Another ex-broker, Bill, now with a mainstream Wall Street firm, said that of 300 former clients, fewer than 10 were in the black when he quit.
The former brokers said salesmen are taught not to tell customers what stocks sell for — only the price it would cost to buy them.
“You’re not going to tell them that the first day you buy a stock, you’re automatically down 30-40-50 percent,” said one former broker. “Nobody would ever buy anything if you did.”
Brokers are legally prohibited from making unrealistic promises, executing unauthorized trades, charging arbitrary prices, or from investing their clients’ funds unsuitably, according to Brian N. Smiley, a partner in the Atlanta law firm Page Gard Smiley Bishop & Porter , which specializes in securities cases.
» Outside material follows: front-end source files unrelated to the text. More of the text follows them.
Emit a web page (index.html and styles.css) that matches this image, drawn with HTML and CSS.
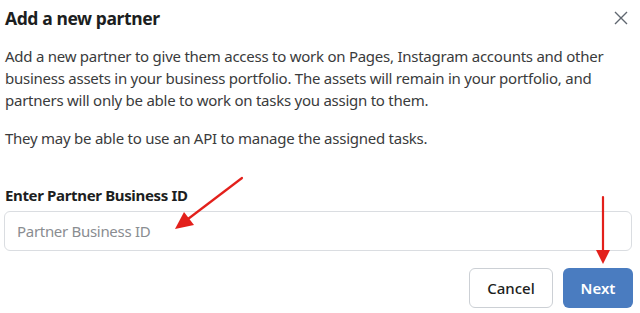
FILE: index.html
```html
<!DOCTYPE html>
<html lang="en">
<head>
<meta charset="UTF-8" />
<meta name="viewport" content="width=device-width, initial-scale=1" />
<title>Add a new partner</title>
<link rel="stylesheet" href="styles.css">
</head>
<body>

<div class="dialog">
  <div class="header">
    <h2 class="title">Add a new partner</h2>
    <button class="close" title="Close">
      <svg width="14" height="14" viewBox="0 0 14 14">
        <path d="M1 1 L13 13 M13 1 L1 13" stroke="#606770" stroke-width="1.4" fill="none" />
      </svg>
    </button>
  </div>

  <div class="content">
    <p>Add a new partner to give them access to work on Pages, Instagram accounts and other business assets in your business portfolio. The assets will remain in your portfolio, and partners will only be able to work on tasks you assign to them.</p>
    <p>They may be able to use an API to manage the assigned tasks.</p>

    <label class="label" for="partner-id">Enter Partner Business ID</label>
    <input class="field" id="partner-id" type="text" placeholder="Partner Business ID" />
  </div>

  <div class="footer">
    <button class="btn btn-cancel">Cancel</button>
    <button class="btn btn-next">Next</button>
  </div>

  <!-- annotation arrows -->
  <svg class="arrows" width="640" height="313" viewBox="0 0 640 313">
    <line x1="242" y1="178" x2="188" y2="219" stroke="#e3201b" stroke-width="2.2" stroke-linecap="round" />
    <polygon points="175,229 184,212 194,225" fill="#e3201b" />
    <line x1="603" y1="197" x2="603" y2="252" stroke="#e3201b" stroke-width="2.2" stroke-linecap="round" />
    <polygon points="603,264 596,250 610,250" fill="#e3201b" />
  </svg>
</div>

</body>
</html>
```

FILE: styles.css
```css
body {
  margin: 0;
  background: #fff;
  font-family: 'Noto Sans', 'Open Sans', Arial, sans-serif;
  color: #1c1e21;
}

.dialog {
  position: relative;
  width: 640px;
  height: 313px;
  padding: 0 7px 0 4px;
  box-sizing: border-box;
  overflow: hidden;
}

.header {
  display: flex;
  justify-content: space-between;
  align-items: center;
  height: 36px;
  padding-left: 1px;
}
.title {
  margin: 0;
  font-size: 17.5px;
  font-weight: 700;
  letter-spacing: -0.4px;
  color: #1c1e21;
}
.close {
  background: none;
  border: none;
  padding: 0;
  width: 14px;
  height: 14px;
  margin-right: 5px;
  cursor: pointer;
}

.content {
  padding-left: 1px;
}
.content p {
  margin: 16px 0 0;
  font-size: 15px;
  line-height: 22px;
  letter-spacing: -0.25px;
  color: #3a3b3c;
}
.content p:first-child {
  margin-top: 9px;
}

.label {
  display: block;
  margin-top: 36px;
  font-size: 15px;
  font-weight: 700;
  line-height: 20px;
  letter-spacing: -0.35px;
  color: #1c1e21;
}

.field {
  display: block;
  width: 100%;
  height: 40px;
  margin: 6px 0 0 -1px;
  box-sizing: border-box;
  padding: 0 12px;
  border: 1px solid #dadde1;
  border-radius: 6px;
  font-family: inherit;
  font-size: 15px;
  letter-spacing: -0.3px;
  color: #1c1e21;
}
.field::placeholder {
  color: #8a8d91;
}

.footer {
  display: flex;
  justify-content: flex-end;
  gap: 10px;
  margin-top: 17px;
}

.btn {
  height: 40px;
  border-radius: 6px;
  font-family: inherit;
  font-size: 15px;
  cursor: pointer;
}
.btn-cancel {
  width: 84px;
  background: #fff;
  border: 1px solid #ccd0d5;
  color: #1c1e21;
  font-weight: 500;
}
.btn-next {
  width: 70px;
  background: #4a7cc0;
  border: none;
  color: #fff;
  font-weight: 600;
}

.arrows {
  position: absolute;
  left: 0;
  top: 0;
  pointer-events: none;
}
```
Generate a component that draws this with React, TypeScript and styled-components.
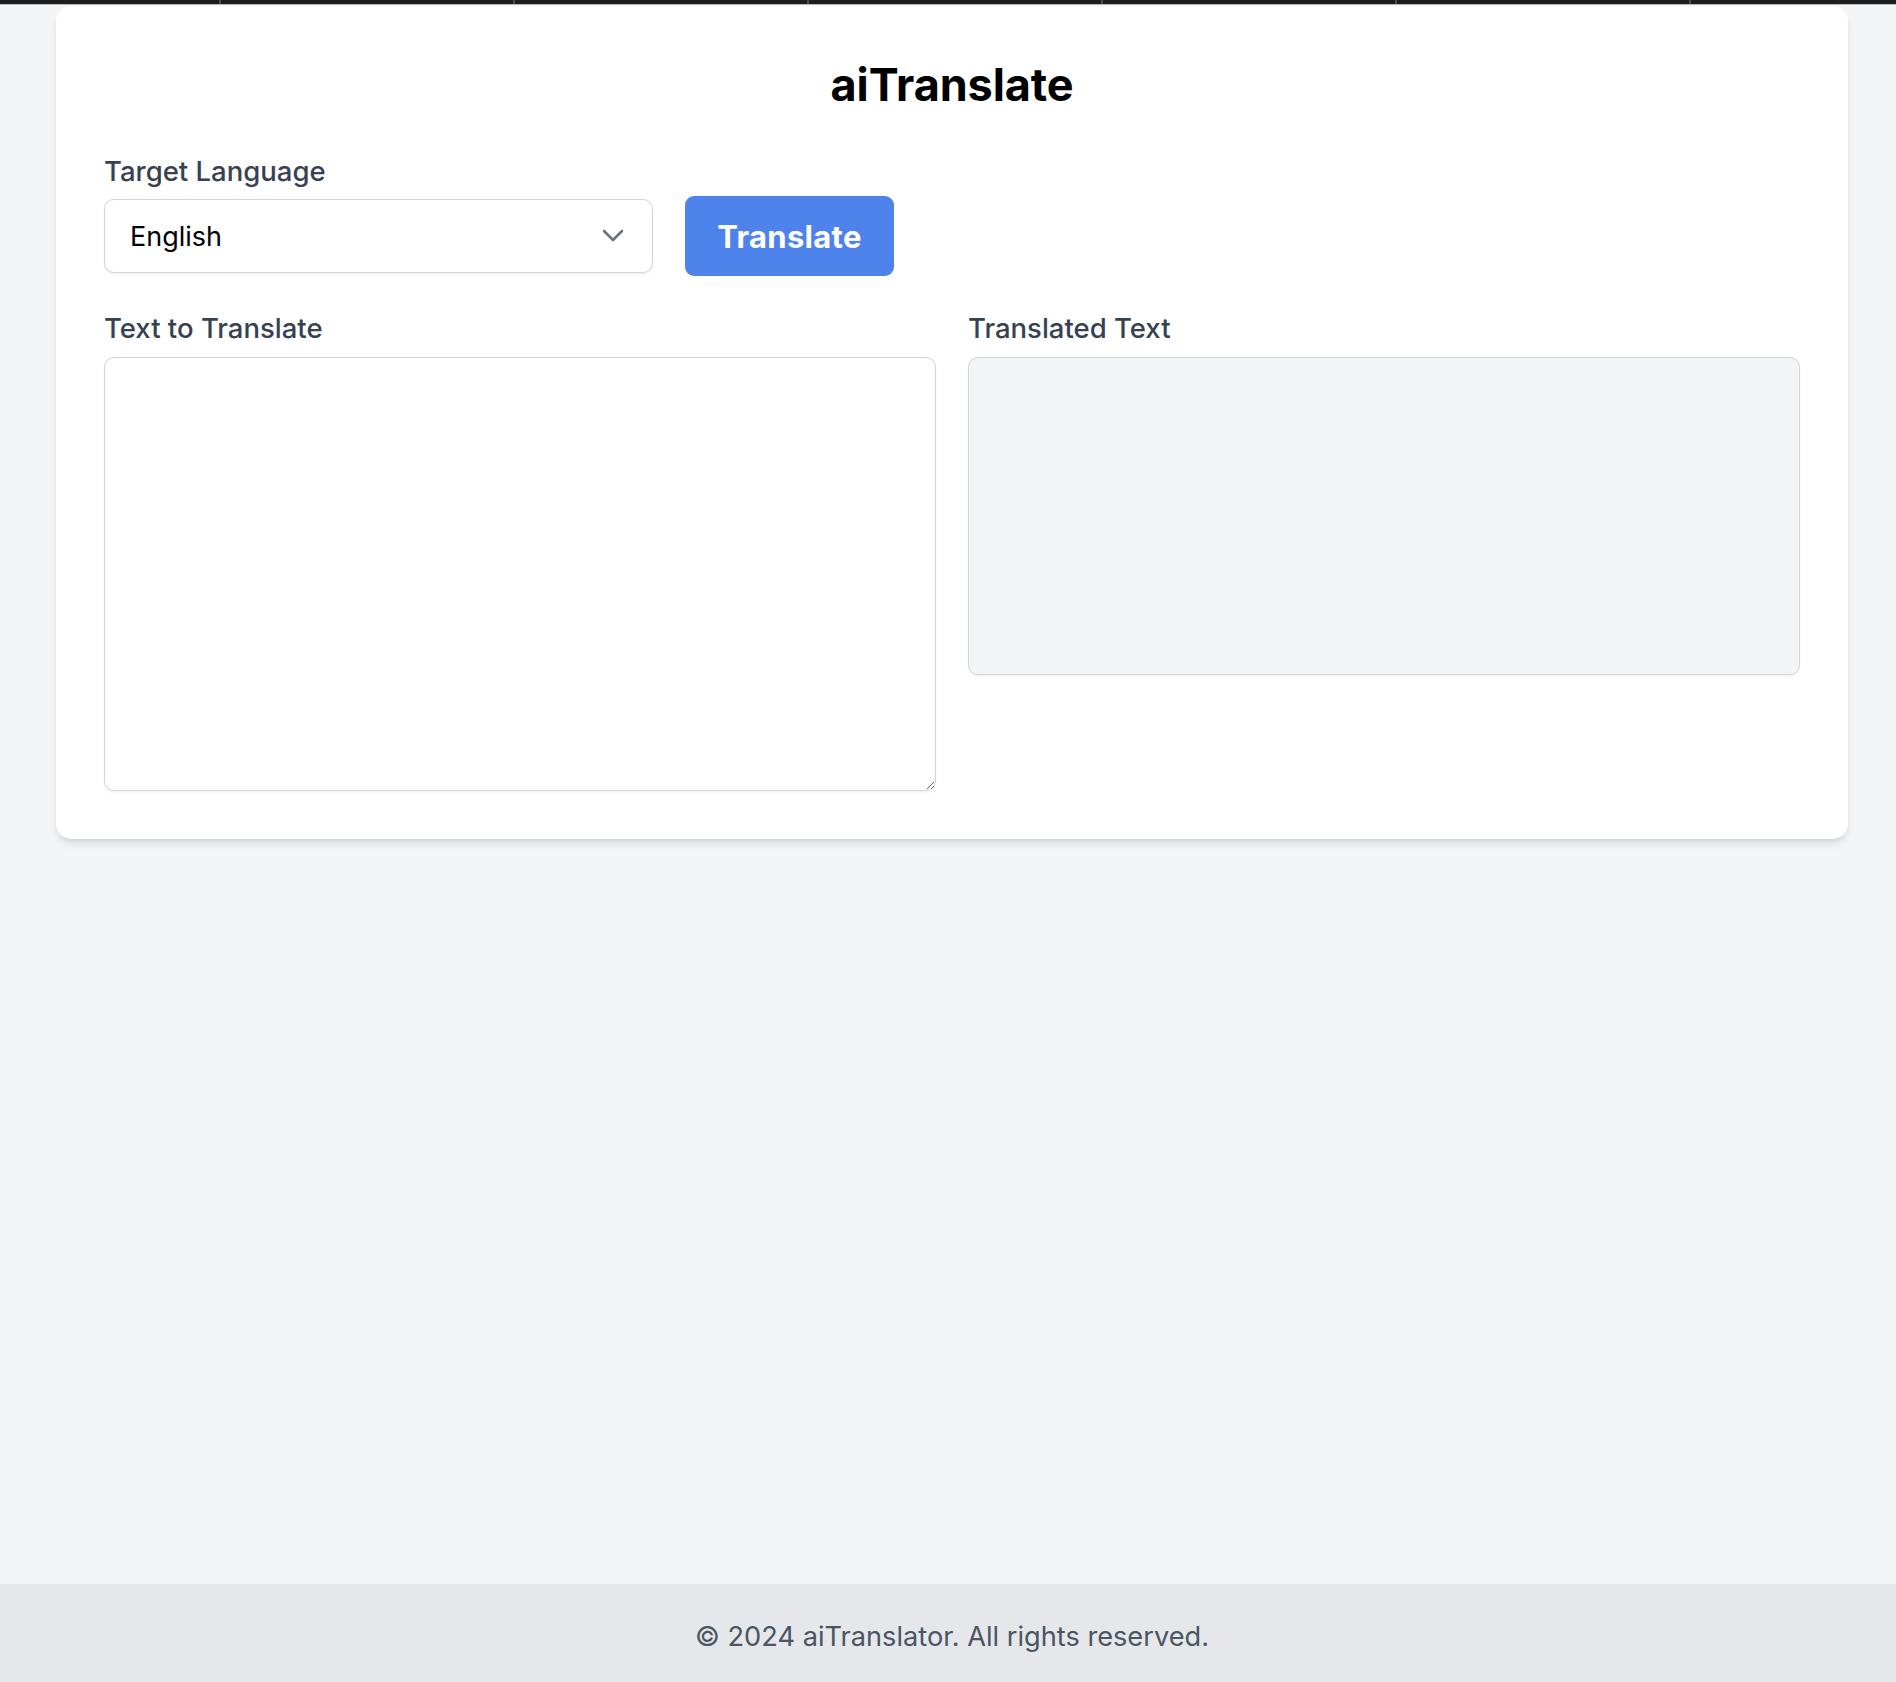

But with production “the name of the game, and these young kids seeing dollar signs in their eyes,” complete candor often proves impossible, said J. Boyd Page, senior partner in the firm. Gard added: “The penny brokers operate on the mushroom principle: They keep their clients in the dark and they feed them manure.”
Hugh Helmly, Blinder’s former divisional manager in Atlanta, said: “There should be warnings on this stuff like on cigarette packages.”
“A penny stock firm basically has a license to steal in that they do not have to disclose the amount of spread or discount between the bid or ask of a given stock.”
Helmly, president of his own fledgling company called Atlanta Oil and Gas Investments Inc., added: “Until the brokerage firms have to disclose their market maker spread to the customer on the confirmation [trading statement], the customer will be in the dark. With that information, if the customer really believed in a penny stock, he’d be fully armed.”
A well-known law, rule 10b5 of federal securities statues, requires brokers to disclose when their companies are market makers and explain what that means. But, said Page Gard Smiley Bishop & Porter attorney Robert C. Edwards, “The only thing that these brokers know about SEC rule 10b5 is, you give us $10 today, it’ll be 5 tomorrow.